W&L Professor Examines Stock Price Charts' Ability to Predict Future Patterns

Adam Schwartz, Lawrence Term Professor of Business Administration, Washington and Lee University

Adam Schwartz

Does a stock’s price chart tell us anything about how that stock will trade in the future? What would happen if you compared the stock price chart of a contemporary stock to historical stock patterns back to 1926?

Those were among the questions that Washington and Lee University business administration professor Adam Schwartz and colleagues from Auburn University and Virginia Military Institute wanted to answer with an experiment that tested so-called technical analysis — the method by which stock traders try to find undervalued securities by studying their price charts.

The result of their study is a paper that is forthcoming in the journal Financial Management. Jimmy E. Hilliard, Harbert Eminent Scholar and Professor of Finance at Auburn, and James C. Squire, professor of electrical and chemical engineering at VMI, authored the paper with Schwartz.

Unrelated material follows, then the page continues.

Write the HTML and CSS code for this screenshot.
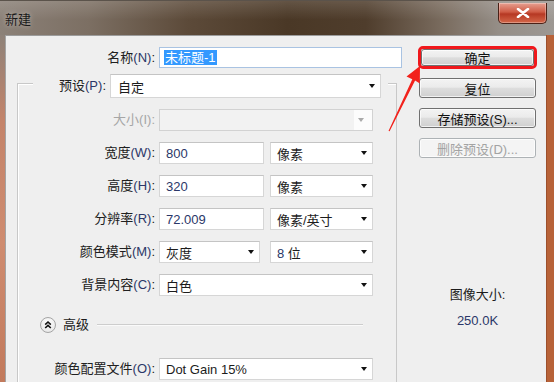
FILE: index.html
```html
<!doctype html>
<html lang="zh-CN">
  <head>
    <meta charset="UTF-8" />
    <meta name="viewport" content="width=device-width, initial-scale=1.0" />
    <title>新建</title>
    <link rel="stylesheet" href="styles.css">
  </head>
  <body>
    <div class="window">
      <div class="titlebar">
        <span class="title">新建</span>
        <span class="close">
          <svg width="14" height="10" viewBox="0 0 14 10">
            <path d="M2 1 L12 9 M12 1 L2 9" stroke="#fff" stroke-width="2.6" stroke-linecap="round" />
          </svg>
        </span>
      </div>

      <div class="frame">
        <div class="client">
          <div class="form">
            <div class="name-row">
              <span class="lbl">名称<span class="key">(N)</span>:</span>
              <div class="field name-field"><span class="picked">未标题-1</span></div>
            </div>

            <div class="group">
              <div class="preset-row">
                <span class="lbl">预设<span class="key">(P)</span>:</span>
                <div class="field select"><span>自定</span><i class="arrow"></i></div>
              </div>

              <div class="rows">
                <span class="lbl off">大小(I):</span>
                <div class="field select disabled span2"><span></span><i class="arrow"></i></div>

                <span class="lbl">宽度<span class="key">(W)</span>:</span>
                <div class="field num">800</div>
                <div class="field select"><span>像素</span><i class="arrow"></i></div>

                <span class="lbl">高度<span class="key">(H)</span>:</span>
                <div class="field num">320</div>
                <div class="field select"><span>像素</span><i class="arrow"></i></div>

                <span class="lbl">分辨率<span class="key">(R)</span>:</span>
                <div class="field num">72.009</div>
                <div class="field select"><span>像素/英寸</span><i class="arrow"></i></div>

                <span class="lbl">颜色模式<span class="key">(M)</span>:</span>
                <div class="field select narrow"><span>灰度</span><i class="arrow"></i></div>
                <div class="field select"><span><span class="key">8</span> 位</span><i class="arrow"></i></div>

                <span class="lbl">背景内容<span class="key">(C)</span>:</span>
                <div class="field select span2"><span>白色</span><i class="arrow"></i></div>
              </div>

              <div class="advanced">
                <span class="toggle">
                  <svg width="14" height="14" viewBox="0 0 14 14">
                    <path d="M4.2 6.6 L7 4 L9.8 6.6 M4.2 10 L7 7.4 L9.8 10" fill="none" stroke="#111" stroke-width="1.6" />
                  </svg>
                </span>
                <span class="adv-text">高级</span>
                <span class="rule"></span>
              </div>

              <div class="rows profile">
                <span class="lbl">颜色配置文件<span class="key">(O)</span>:</span>
                <div class="field select span2"><span>Dot Gain 15%</span><i class="arrow"></i></div>
              </div>
            </div>
          </div>

          <div class="side">
            <div class="mark"><span class="btn">确定</span></div>
            <span class="btn first">复位</span>
            <span class="btn">存储预设(S)...</span>
            <span class="btn off">删除预设(D)...</span>
            <div class="info">图像大小:</div>
            <div class="info size">250.0K</div>
          </div>
        </div>
      </div>

      <!-- annotation arrow pointing at the OK button -->
      <svg class="callout" width="554" height="382" viewBox="0 0 554 382">
        <polygon points="420,66 406.5,76.5 412.3,79.2 388.5,131 389.6,131.3 415.1,80.6 419.8,83.4" fill="#f2221c" />
      </svg>
    </div>
  </body>
</html>
```

FILE: styles.css
```css
* {
  box-sizing: border-box;
}
body {
  margin: 0;
  width: 554px;
  height: 382px;
  overflow: hidden;
  font-family: "Liberation Sans", "Noto Sans CJK SC", sans-serif;
  font-size: 13px;
  color: #1c1c1c;
  background: #b8653f;
}
.window {
  position: relative;
  height: 382px;
  overflow: hidden;
  display: flex;
  flex-direction: column;
}
.titlebar {
  height: 35px;
  flex: none;
  display: flex;
  justify-content: space-between;
  align-items: flex-start;
  padding: 0 7px 0 5px;
  border-top: 1px solid #5b534b;
  background:
    linear-gradient(rgba(255, 255, 255, 0.14), rgba(255, 255, 255, 0) 55%),
    linear-gradient(
      90deg,
      #8b8178 0%,
      #7c6f63 16%,
      #5c4a39 34%,
      #4a3826 52%,
      #4f3d2c 66%,
      #7a6c5f 80%,
      #958e87 90%,
      #9d9893 100%
    );
}
.title {
  margin-top: 11px;
  line-height: 16px;
  color: #1a1a1a;
  text-shadow: 0 0 5px rgba(255, 255, 255, 0.5);
}
.close {
  width: 49px;
  height: 21px;
  margin-top: 2px;
  display: flex;
  align-items: center;
  justify-content: center;
  border: 1px solid #4a2016;
  border-top: none;
  border-radius: 0 0 5px 5px;
  background: linear-gradient(#e7a091, #cf5b45 45%, #b63823 55%, #d4684a);
  box-shadow: inset 0 0 0 1px rgba(255, 255, 255, 0.3);
}
.frame {
  flex: 1;
  min-height: 0;
  display: flex;
  background:
    linear-gradient(90deg, transparent 0 546px, #9c4f2c 546px 547px, #b86238 547px),
    linear-gradient(#8e8279, #c4846a 25%, #cf8c70 60%, #c27a5c);
}
.client {
  margin-left: 5px;
  width: 541px;
  background: #efefef;
  border-left: 1px solid #a4a4a4;
  border-top: 1px solid #9c9c9c;
  display: grid;
  grid-template-columns: 412px 119px;
  align-items: start;
}

/* labels */
.lbl {
  text-align: right;
  line-height: 22px;
  white-space: nowrap;
  color: #202020;
}
.lbl.off {
  color: #a6a6a6;
}
.key {
  color: #2b3768;
}

/* fields */
.field {
  height: 22px;
  display: flex;
  align-items: center;
  padding-left: 6px;
  background: #fff;
  border: 1px solid #d6d6d6;
  border-top-color: #c4c4c4;
  white-space: nowrap;
}
.num {
  color: #2b3768;
  width: 105px;
}
.select {
  justify-content: space-between;
  padding-right: 5px;
}
.arrow {
  width: 0;
  height: 0;
  border-left: 3.5px solid transparent;
  border-right: 3.5px solid transparent;
  border-top: 4px solid #111;
}
.select.disabled {
  background: linear-gradient(90deg, #f2f2f2 0 194px, #fcfcfc 194px);
  border-color: #d2d2d2;
}
.select.disabled .arrow {
  border-top-color: #aaa;
  margin-right: 3px;
}
.narrow {
  width: 101px;
}
.span2 {
  grid-column: 2 / 4;
}

.name-row {
  margin-top: 11px;
  display: grid;
  grid-template-columns: 149px 243px;
  column-gap: 4px;
}
.name-field {
  height: 21px;
  padding-left: 4px;
  border-color: #a9c3e2;
}
.picked {
  background: #3399ff;
  color: #fff;
  padding: 0 1px;
  line-height: 15px;
}

/* group box */
.group {
  margin: 14px 0 0 11px;
  width: 380px;
  height: 300px;
  border: 1px solid #c8c8c8;
  border-bottom: none;
  box-shadow: inset 1px 1px 0 #fff;
}
.preset-row {
  margin: -10px 8px 0 15px;
  display: grid;
  grid-template-columns: 73px 271px;
  column-gap: 4px;
  background: #efefef;
}
.preset-row .lbl {
  line-height: 24px;
}
.preset-row .field {
  height: 24px;
  padding-left: 7px;
}
.rows {
  margin-top: 11px;
  display: grid;
  grid-template-columns: 141px 111px 103px;
  grid-auto-rows: 22px;
  row-gap: 11px;
}
.rows .lbl {
  padding-right: 4px;
}
.rows .field:not(.span2):not(.num):not(.narrow) {
  width: 103px;
}
.advanced {
  margin: 21px 33px 0 22px;
  height: 16px;
  display: flex;
  align-items: center;
}
.toggle {
  width: 16px;
  height: 16px;
  border-radius: 50%;
  border: 1px solid #a5a5a5;
  background: radial-gradient(circle at 50% 35%, #fff, #e2e2e2);
  display: flex;
  align-items: center;
  justify-content: center;
}
.adv-text {
  margin-left: 7px;
  line-height: 16px;
}
.rule {
  flex: 1;
  margin-left: 8px;
  height: 2px;
  border-top: 1px solid #cdcdcd;
  border-bottom: 1px solid #fafafa;
}
.profile {
  margin-top: 25px;
}

/* buttons column */
.side {
  padding-top: 10px;
  display: flex;
  flex-direction: column;
}
.btn {
  width: 117px;
  height: 20px;
  margin: 10px 0 0 1px;
  display: flex;
  align-items: center;
  justify-content: center;
  border: 1px solid #707070;
  border-radius: 3px;
  background: linear-gradient(#f3f3f3, #ebebeb 45%, #dddddd 52%, #cfcfcf);
  box-shadow: inset 0 0 0 1px rgba(255, 255, 255, 0.7);
  color: #111;
  white-space: nowrap;
}
.btn.first {
  margin-top: 9px;
}
.btn.off {
  border-color: #adb2b5;
  background: #f4f4f4;
  color: #a3a3a3;
}
.mark {
  width: 119px;
  height: 23px;
  border: 3px solid #f0181c;
  border-radius: 5px;
}
.mark .btn {
  width: 100%;
  height: 100%;
  margin: 0;
}
.info {
  margin-top: 129px;
  text-align: center;
  line-height: 16px;
}
.info.size {
  margin-top: 10px;
  color: #2b3768;
}

.callout {
  position: absolute;
  top: 0;
  left: 0;
  pointer-events: none;
}
```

• Download a copy of the paper (pdf)

The study identified recent stock patterns for thousands of random companies.  The stock price patterns of the random firms were matched against a database of US stock prices going back to 1926. Using a pattern-matching algorithm, a "twin" or matching stock was identified. Once those twins were discovered, the next step was to test for whether or not the performance of those twins could predict how a stock might perform in the future.

"We began with a random stock pattern for a company over a five-year period. Then we ask if the pattern of that stock looks like the pattern of any other stock that has ever traded," Schwartz explained. "We start in 1926 and look at every stock that's ever traded using the CRSP (Center for Research in Security Prices) data base.

If the random stock were, say, Nike for a five-year period beginning in 2000, the computer program would search every possible stock’s five-year pattern back to 1926.   The program would save any stocks whose price pattern is comparable to that of Nike stock. Visually the patterns of the target stock and the matching stocks will look very similar.

"We know what Nike has done during a recent five-year period," Schwartz said. "We’ve found a matching stock that’s done very close to the same thing. We also know what the historical match did over the next two years. What we want to know is will the performance of the twin tell us anything about what Nike will do over the next two years?"

What they found, Schwartz said, is that the target stocks that had the best performing twins — the stocks that were in the top-performing 10 percent — continued to perform well outside the sample period.

"We tested 25,000 random 60-month stock patterns in the sample. After adjusting for risk, the 2,500 with the best performing twins outperformed the average stock in the sample by almost 10 percent over a two-year period," Schwartz said.  That's a pretty huge win."

Although the hope would be that stocks with twin performance in next 10 percent would come in second place, that was not the case. Decile Two came in third place. Instead, the second-best performance out-of-sample occurred from stocks with twins showing the worst average performance beyond the sample period.

"According to the efficient market hypothesis, no information from past stock price patterns will help us pick winning stocks. So technical analysts, who search for undervalued stocks using chart data, are wasting their time," said Schwartz. "When you have a lot of people doing something — that is, technical analysts using price data to find stock picks — you have to wonder why they keep trying. We offer a possible explanation.

"We had no preconception about what we would find. But we did this experiment 41,000 times using daily data and 25,000 times using monthly data to test our idea.  We found for both tests that the group with twin returns in the top 10 percent beat all the other groups out of sample.  We hope to extend our work in the future to test the value of information used by more main-stream Wall-Street analysts, such as earnings growth patterns."